Dr Sarah Jarvis, a GP, told the BBC: "Opiates like Oramorph are extremely dangerous in the wrong hands. They can do untold damage and can kill."
The chairman of Mr Rasool's fitness to practice hearing, Patrick Milmo QC, said his behaviour was "shocking" and he "appeared oblivious to the enormity of what he was doing".
He was also banned from practice and failed in a legal bid to overturn the decision at the High Court.
Another pharmacist, Rafif Sarheed, who also worked for Al Farabi, was caught on CCTV falsifying documentation in an attempt to escape censure for illegally selling diazepam.

The GPhC described her actions as "premeditated" and "very serious".
It presented the BBC's investigation to the government as evidence that it needs greater powers to investigate rogue pharmacists.
As part of a crackdown on the illegal sale of drugs, the GPhC has taken numerous other pharmacists to fitness to practise hearings, and set out new standards and inspections.
The BBC's work has also been used as a tool to instruct all new pharmacists that the illegal sale of drugs will not be tolerated.
The council's chief executive Duncan Rudkin said: "The BBC has carried out an important public service in exposing the unlawful sales of prescription medicines through their investigation.
"We have thoroughly investigated all of the concerns raised by their investigation and have taken robust action to protect the public, including restricting the ability of pharmacists involved to practise in Great Britain.
"But it is important that we all remain vigilant and anyone with any concerns about pharmacies or pharmacy professionals should contact us immediately."
Ash Soni, president of the Royal Pharmaceutical Society, said of the hearings: "It demonstrates that where this is identified it will be dealt with.
"It's the biggest crackdown by the GPhC to date."
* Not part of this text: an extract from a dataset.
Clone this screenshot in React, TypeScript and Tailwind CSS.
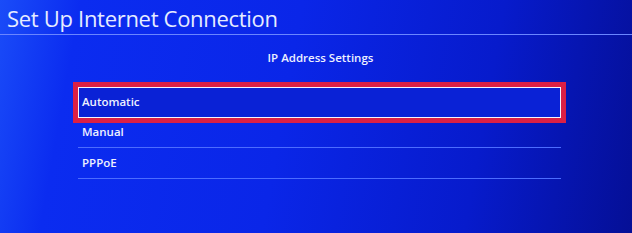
export default function App() {
  return (
    <div className="relative h-[233px] w-[632px] overflow-hidden bg-[linear-gradient(100deg,#1a4cf8_0%,#0b2cf0_12%,#0a26e8_45%,#071bcc_75%,#050f96_100%)] font-['Open_Sans',sans-serif] text-[#eef1ff]">
      <header className="flex h-[35px] items-end border-b border-[#6a86ff] pb-[5px] pl-[7px]">
        <h1 className="text-[22px] leading-none tracking-[-0.3px] text-[#e6ecff]">Set Up Internet Connection</h1>
      </header>
      <p className="mt-[17px] pl-[9px] text-center text-[11.5px] font-semibold leading-none">IP Address Settings</p>
      <div className="ml-[78px] mt-[23px] w-[483px]">
        <div className="flex h-[31px] items-center border-[1.5px] border-[#f4f4ff] bg-[#0a22d6] pl-[3px] text-[11.5px] font-semibold outline-[5px] outline-[#dc2045]">
          Automatic
        </div>
        <div className="flex h-[30px] items-center border-b border-[#4c6cff] pl-[4px] text-[11.5px] font-semibold">
          Manual
        </div>
        <div className="flex h-[31px] items-center border-b border-[#4c6cff] pl-[4px] text-[11.5px] font-semibold">
          PPPoE
        </div>
      </div>
    </div>
  );
}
Many of the pharmacies were in the Edgware Road area, catering to a largely Arabic client base.

'Still happening'

And a reputable pharmacist from the area, speaking to the BBC on condition of anonymity, said it was common knowledge that unlawful sales to foreign visitors continue to this day.

He said: "It's still happening, on a smaller scale than it used to be.
"They supply the medicines to their known customers."
He explained: "They are not used to having to get prescriptions in their own countries, and do not want the bother of seeing a doctor here.
"I often get people coming into my pharmacy expecting to be able to get these sort of drugs without a prescription. When they realise we follow the rules, they don't come back."